[START OF Data]

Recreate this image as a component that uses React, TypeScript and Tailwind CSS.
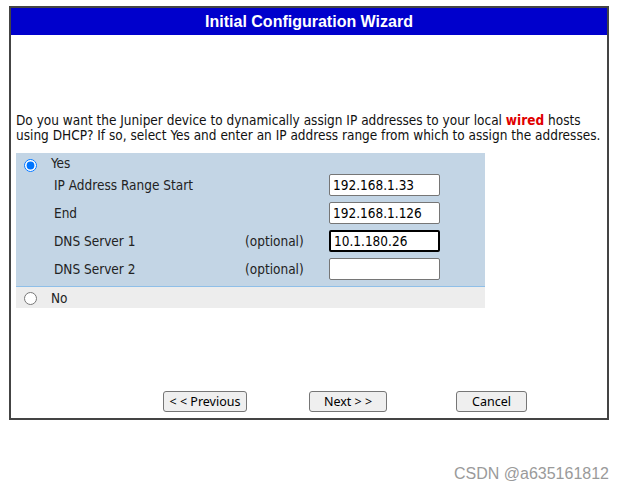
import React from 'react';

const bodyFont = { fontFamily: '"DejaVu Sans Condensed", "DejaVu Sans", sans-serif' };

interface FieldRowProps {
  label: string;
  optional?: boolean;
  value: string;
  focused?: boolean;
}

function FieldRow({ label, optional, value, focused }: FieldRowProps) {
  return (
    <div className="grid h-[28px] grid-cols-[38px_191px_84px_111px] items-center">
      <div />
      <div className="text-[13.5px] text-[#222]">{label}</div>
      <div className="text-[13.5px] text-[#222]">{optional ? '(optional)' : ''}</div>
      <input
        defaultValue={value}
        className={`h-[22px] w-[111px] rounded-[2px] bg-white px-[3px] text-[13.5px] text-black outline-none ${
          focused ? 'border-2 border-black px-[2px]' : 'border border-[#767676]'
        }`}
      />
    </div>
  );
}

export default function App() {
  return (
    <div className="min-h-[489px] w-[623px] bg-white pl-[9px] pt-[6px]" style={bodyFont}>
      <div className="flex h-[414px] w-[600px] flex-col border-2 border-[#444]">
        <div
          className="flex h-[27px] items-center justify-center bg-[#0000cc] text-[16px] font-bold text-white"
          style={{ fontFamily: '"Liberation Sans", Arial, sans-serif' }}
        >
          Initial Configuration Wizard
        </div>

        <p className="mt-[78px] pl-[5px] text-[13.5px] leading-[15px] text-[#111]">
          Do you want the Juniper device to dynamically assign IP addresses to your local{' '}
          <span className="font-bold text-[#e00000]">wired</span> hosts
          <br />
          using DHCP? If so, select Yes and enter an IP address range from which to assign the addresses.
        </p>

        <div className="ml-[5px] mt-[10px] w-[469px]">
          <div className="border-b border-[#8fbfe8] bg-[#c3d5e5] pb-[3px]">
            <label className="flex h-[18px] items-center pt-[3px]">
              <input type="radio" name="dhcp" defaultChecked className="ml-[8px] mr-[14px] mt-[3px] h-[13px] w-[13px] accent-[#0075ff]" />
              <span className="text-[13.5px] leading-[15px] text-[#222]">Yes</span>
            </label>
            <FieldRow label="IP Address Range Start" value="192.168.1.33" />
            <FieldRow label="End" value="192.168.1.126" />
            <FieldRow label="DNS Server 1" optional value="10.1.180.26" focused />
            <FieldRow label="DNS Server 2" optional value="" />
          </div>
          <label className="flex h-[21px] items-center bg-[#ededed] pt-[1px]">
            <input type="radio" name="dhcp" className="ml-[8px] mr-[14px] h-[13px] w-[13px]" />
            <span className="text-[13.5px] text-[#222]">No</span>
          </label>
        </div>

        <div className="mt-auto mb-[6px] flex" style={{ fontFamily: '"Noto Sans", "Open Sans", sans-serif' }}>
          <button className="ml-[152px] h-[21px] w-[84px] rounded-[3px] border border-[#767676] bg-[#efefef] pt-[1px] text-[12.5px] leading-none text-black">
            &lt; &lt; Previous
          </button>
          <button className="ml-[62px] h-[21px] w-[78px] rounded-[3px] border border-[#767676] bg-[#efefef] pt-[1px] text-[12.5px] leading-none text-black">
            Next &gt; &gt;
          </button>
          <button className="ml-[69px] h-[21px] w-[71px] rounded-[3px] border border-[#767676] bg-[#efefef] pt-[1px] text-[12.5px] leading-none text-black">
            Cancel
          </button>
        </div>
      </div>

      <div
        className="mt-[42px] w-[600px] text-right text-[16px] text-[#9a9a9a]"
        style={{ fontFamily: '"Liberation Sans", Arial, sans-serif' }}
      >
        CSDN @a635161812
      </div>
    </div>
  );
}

[END OF Data]

▶ _Short problem_
Omit the pictures and output all of the other material exactly.

▶ _Exercise solution_
Recreate this image as a component that uses React, TypeScript and Tailwind CSS.
import React from 'react';

const bodyFont = { fontFamily: '"DejaVu Sans Condensed", "DejaVu Sans", sans-serif' };

interface FieldRowProps {
  label: string;
  optional?: boolean;
  value: string;
  focused?: boolean;
}

function FieldRow({ label, optional, value, focused }: FieldRowProps) {
  return (
    <div className="grid h-[28px] grid-cols-[38px_191px_84px_111px] items-center">
      <div />
      <div className="text-[13.5px] text-[#222]">{label}</div>
      <div className="text-[13.5px] text-[#222]">{optional ? '(optional)' : ''}</div>
      <input
        defaultValue={value}
        className={`h-[22px] w-[111px] rounded-[2px] bg-white px-[3px] text-[13.5px] text-black outline-none ${
          focused ? 'border-2 border-black px-[2px]' : 'border border-[#767676]'
        }`}
      />
    </div>
  );
}

export default function App() {
  return (
    <div className="min-h-[489px] w-[623px] bg-white pl-[9px] pt-[6px]" style={bodyFont}>
      <div className="flex h-[414px] w-[600px] flex-col border-2 border-[#444]">
        <div
          className="flex h-[27px] items-center justify-center bg-[#0000cc] text-[16px] font-bold text-white"
          style={{ fontFamily: '"Liberation Sans", Arial, sans-serif' }}
        >
          Initial Configuration Wizard
        </div>

        <p className="mt-[78px] pl-[5px] text-[13.5px] leading-[15px] text-[#111]">
          Do you want the Juniper device to dynamically assign IP addresses to your local{' '}
          <span className="font-bold text-[#e00000]">wired</span> hosts
          <br />
          using DHCP? If so, select Yes and enter an IP address range from which to assign the addresses.
        </p>

        <div className="ml-[5px] mt-[10px] w-[469px]">
          <div className="border-b border-[#8fbfe8] bg-[#c3d5e5] pb-[3px]">
            <label className="flex h-[18px] items-center pt-[3px]">
              <input type="radio" name="dhcp" defaultChecked className="ml-[8px] mr-[14px] mt-[3px] h-[13px] w-[13px] accent-[#0075ff]" />
              <span className="text-[13.5px] leading-[15px] text-[#222]">Yes</span>
            </label>
            <FieldRow label="IP Address Range Start" value="192.168.1.33" />
            <FieldRow label="End" value="192.168.1.126" />
            <FieldRow label="DNS Server 1" optional value="10.1.180.26" focused />
            <FieldRow label="DNS Server 2" optional value="" />
          </div>
          <label className="flex h-[21px] items-center bg-[#ededed] pt-[1px]">
            <input type="radio" name="dhcp" className="ml-[8px] mr-[14px] h-[13px] w-[13px]" />
            <span className="text-[13.5px] text-[#222]">No</span>
          </label>
        </div>

        <div className="mt-auto mb-[6px] flex" style={{ fontFamily: '"Noto Sans", "Open Sans", sans-serif' }}>
          <button className="ml-[152px] h-[21px] w-[84px] rounded-[3px] border border-[#767676] bg-[#efefef] pt-[1px] text-[12.5px] leading-none text-black">
            &lt; &lt; Previous
          </button>
          <button className="ml-[62px] h-[21px] w-[78px] rounded-[3px] border border-[#767676] bg-[#efefef] pt-[1px] text-[12.5px] leading-none text-black">
            Next &gt; &gt;
          </button>
          <button className="ml-[69px] h-[21px] w-[71px] rounded-[3px] border border-[#767676] bg-[#efefef] pt-[1px] text-[12.5px] leading-none text-black">
            Cancel
          </button>
        </div>
      </div>

      <div
        className="mt-[42px] w-[600px] text-right text-[16px] text-[#9a9a9a]"
        style={{ fontFamily: '"Liberation Sans", Arial, sans-serif' }}
      >
        CSDN @a635161812
      </div>
    </div>
  );
}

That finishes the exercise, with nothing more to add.